Mit der Ergebnisdarstellung bilden die Abschnitte IV-VI das Herzstück der Publikation. In strukturell klarer Weise werden hier die Themen der jugendtypischen Höflichkeit, Unhöflichkeit, Beleidigungs- und Schimpfwörter, Begrüßungs- und Verabschiedungsroutinen sowie ferner auch noch critical incidents diskutiert und die Erkenntnisse daraus final auf das Schulwesen übertragen. In beiden Punkten, der Höflichkeit und Unhöflichkeit von Jugendlichen, weisen die im Buch dargebotenen Ergebnisse auf ein hohes Bewusstsein der Jugendlichen bzgl. dieser Themen hin. Gerade in der intergenerationellen Kommunikation erscheint hier die Idee über das angemessene Verhalten inkl. einer passenden Wortwahl äußerst präsent – und das „selbst wenn man Wünschbarkeitseffekte in den Fragebögen mitbedenkt“ (S. 61). Intragenerationell stellen die systematische Unhöflichkeit zu Vergemeinschaftungszwecken wie auch ein erhöhtes Bewusstsein für tatsächliche Konfliktsituationen und deren FTAs (face threatening acts) (vgl. Kapitel IV.3) einen wichtigen Beleg für das Verhalten in Jugendgruppen dar. Daneben bleibt bei den vielen interessanten Einzelergebnissen häufig eine Neugierde zurück, was die Restkategorie Sonstiges in den Ergebnistabellen unter sich vereint hat, ist sie in manchen Fällen doch die bei weitem größte Kategorie, weshalb die Frage gestellt werden muss, wieso hier keine weiteren Kategorien gebildet werden konnten.[2]
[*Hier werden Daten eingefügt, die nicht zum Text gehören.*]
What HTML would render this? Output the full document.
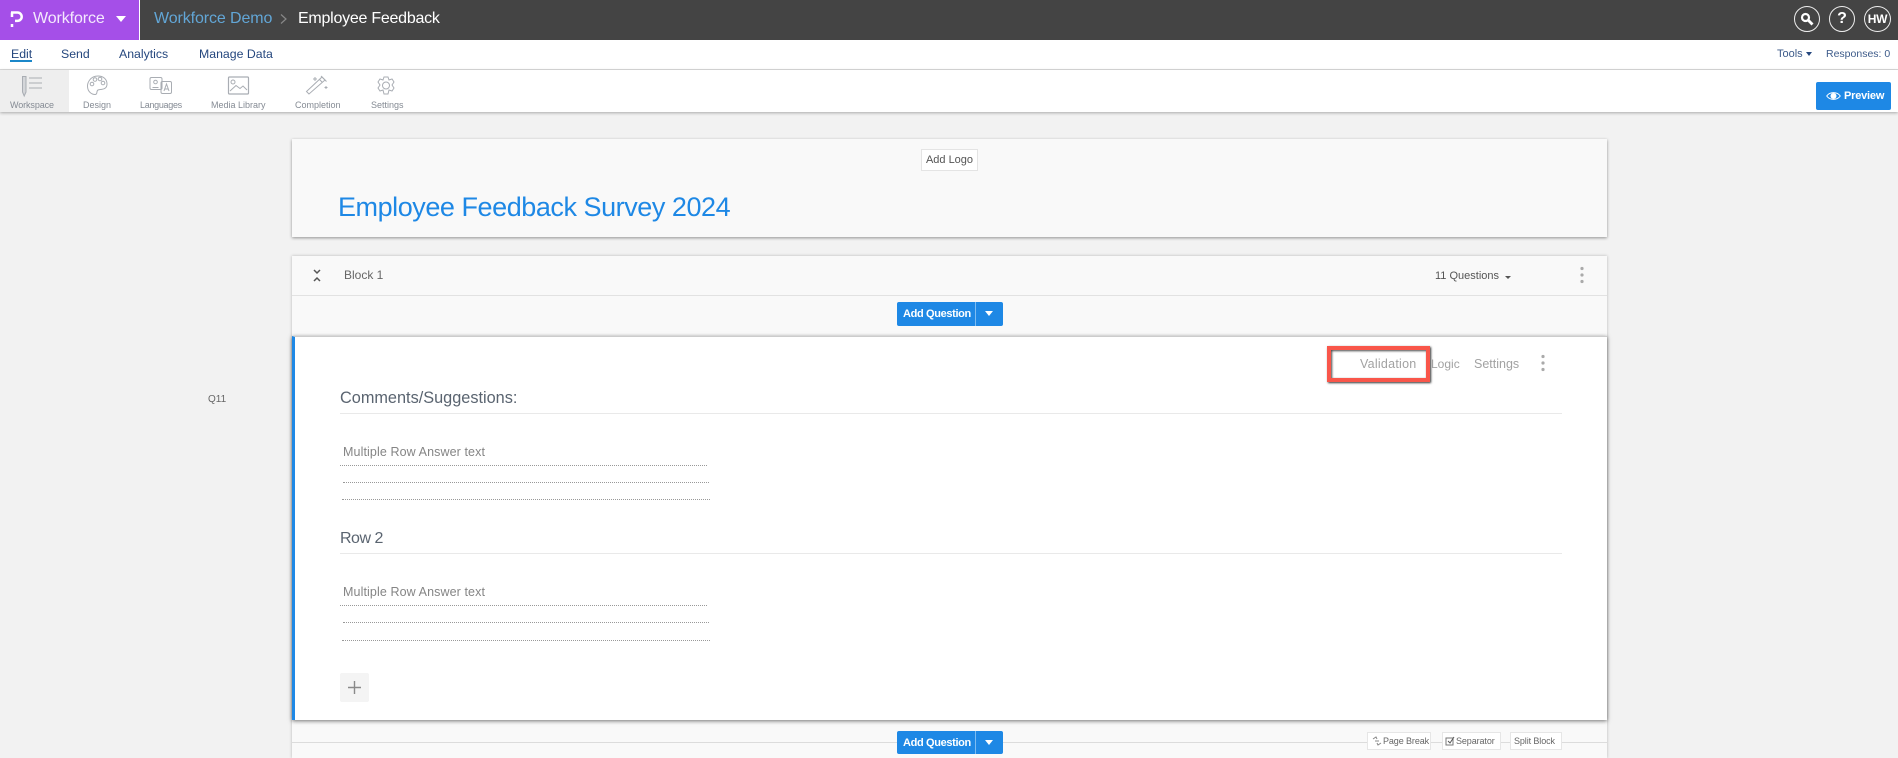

Das eigentlich Problematische innerhalb der Analysen stellen aber die kritischen Kommunikationssituationen dar. Hier werden Situationsbeschreibungen mit vorformulierten Antwortmöglichkeiten sowie einer offenen Antwortkategorie gegeben, die auf einer fünfstufigen Skala (+2 bis –2) zu bewerten sind. Zu den critical incidents merken die Autor:innen an einer Stelle selbst an, dass diese mit einer gewissen Einschränkung verbunden seien; jener stellen sie aber die Zielgerichtetheit und Auswertbarkeit größerer Datenmengen gegenüber (S. 158). Das kann letztlich aber nicht die geringere Auswahlmöglichkeit in den Antworten abfedern, weshalb auch die Ergebnisse unter dem Licht der gegebenen Möglichkeiten gesehen werden müssen. Die zu einem fiktiven Kontext vorformulierten objektsprachlichen Äußerungen der kritischen Kommunikationssituationen können eine Fülle an weiteren Faktoren nicht berücksichtigen, weshalb auch die Entscheidungen eines/einer Proband:in für eine dieser Äußerungen immer nur als ‚am ehesten bevorzugte/abgelehnte Antwort‘ gelten kann.

Dennoch können die Analysen dieses Abschnitts die vorangegangenen unterstützen und es zeigen sich über die Kapitel hinweg markante Geschlechter- und Altersdifferenzen (innerhalb der Jugendlichen). Beispielsweise fallen Höflichkeitsstrategien bei den Sprecherinnen stärker aus als bei ihren männlichen Pendants, während sie Unhöflichkeiten deutlicher ablehnen. Die Unterschiede zwischen Personen mit und ohne Migrationshintergrund fallen weniger stark aus, werden aber doch an manchen Stellen deutlich. So wird die – vermeintliche – soziale Erwünschtheit von Höflichkeit stärker in den Antworten der Personen mit Deutsch als Zweitsprache hervorgestrichen. Muttersprachler:innen bewegen sich hier eher zwischen dieser Erwünschtheit und einer neutralen Haltung.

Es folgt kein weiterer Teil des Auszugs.